By Dina Kyriakidou
ATHENS (Reuters) - In April, a carpet shop owner in the Greek ski resort of Arachova was found dangling from a rope from a bridge on the road to the nearby ancient site of Delphi.
"Don't look for other reasons. The economic crisis led me to this. I have debts to the social security fund, my stockists and my landlady," the 64-year-old father said in a note.
Such public acts may be rare in Greece but officials say fiscal woes are sinking the traditionally sunny Mediterranean nation into gloom, pushing the suicide rate up sharply.
"Our times are dominated by depression and even mourning for the loss of everything people had managed to achieve in their lives," said Aris Violatzis, a clinical psychologist at the private Klimaka suicide hotline.
"Suicide is always due to a combination of several reasons but the economic crisis is becoming a major factor," he added.
In the last two years, the Greek government has imposed harsh austerity measures to deal with a huge debt mountain as Greece plummeted into its deepest recession in 40 years.
Businesses are shutting down, the public sector is shrinking and unemployment is expected to rise by 17 percent this year. In the Athens area alone, more than 20 percent of shops have closed since 2010, according to the Greek Retailers' Association.
In one case that shocked Athenians, a businessmen jumped to his death from the fourth floor of a luxury hotel on Syndagma Square in May. His suicide note said the financial crisis had left him with nothing.
CAR CRASHES, COVER-UPS
According to the World Health Organisation, Greece was traditionally at the bottom of the global list but the numbers are rising fast.
The health minister told parliament there was a 40 percent increase in the last two years in this nation of 11 million.
Precise up-to-date statistics are hard to come by, but support groups say unofficial figures showed a rise to 391 suicides in 2009 from 328 in 2007.
And experts say the reality is much worse. To avoid stigmatising their families, some people crash their cars in what police usually report as accidents.
Families often cover up a suicide so their loved ones can be buried as the Greek Orthodox church refuses to officiate at burials of people who take their own lives.
"The real suicide rate is many times the official one," Violatzis told Reuters. "Right now we have the biggest increase in Europe.
In what Violatzis called "the first description of a psychotic episode" by Homer, Trojan hero Ajax killed himself after a manic rage over losing the armour of his slain cousin Achilles to fellow warrior Odysseus.
"Since the times of Ajax, people despair when they lose their sense of worth, when they feel they've become a burden," he said. "It is now affecting those who took on the role of provider and can't play it any more."
The increase in suicides has even prompted MPs to ask questions in parliament and the government to pledge more action on mental health, including boosting help to support groups.
The head of the state social support hotline, Christos Hombas, said most Greek suicides involve mature men who have difficulty asking for help.

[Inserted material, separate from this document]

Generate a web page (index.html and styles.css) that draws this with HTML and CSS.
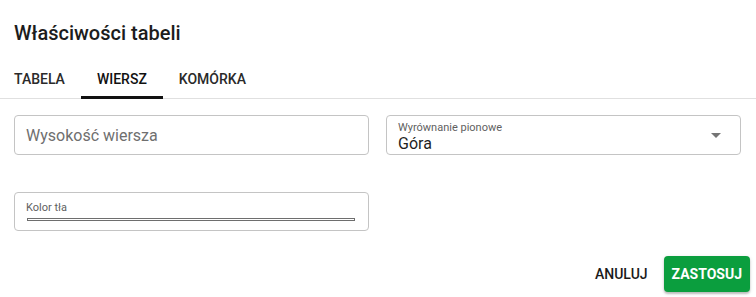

"It's usually people of a certain age and economic status who lost their jobs, have big debts," he told Reuters. "People have invested too much in this aspect of their lives -- economic and social status -- and when they lose it they feel they've lost everything."
Traditional Greek mental health safeguards -- the closely knit family, a communicative and expressive nature -- are slowing eroding as society becomes more westernised, he said.
"The special characteristics of Greek society are changing," Hombas said. "If the financial crisis continues, we will soon be like Finland and Hungary."
Friends of the Arachova businessman who took his own life said he owed only about 30,000 euros but had despaired because he saw no end to the crisis and his financial troubles.
"He couldn't go on. When he saw the landlord bolt down his shop, it was the last straw," said a friend who requested anonymity.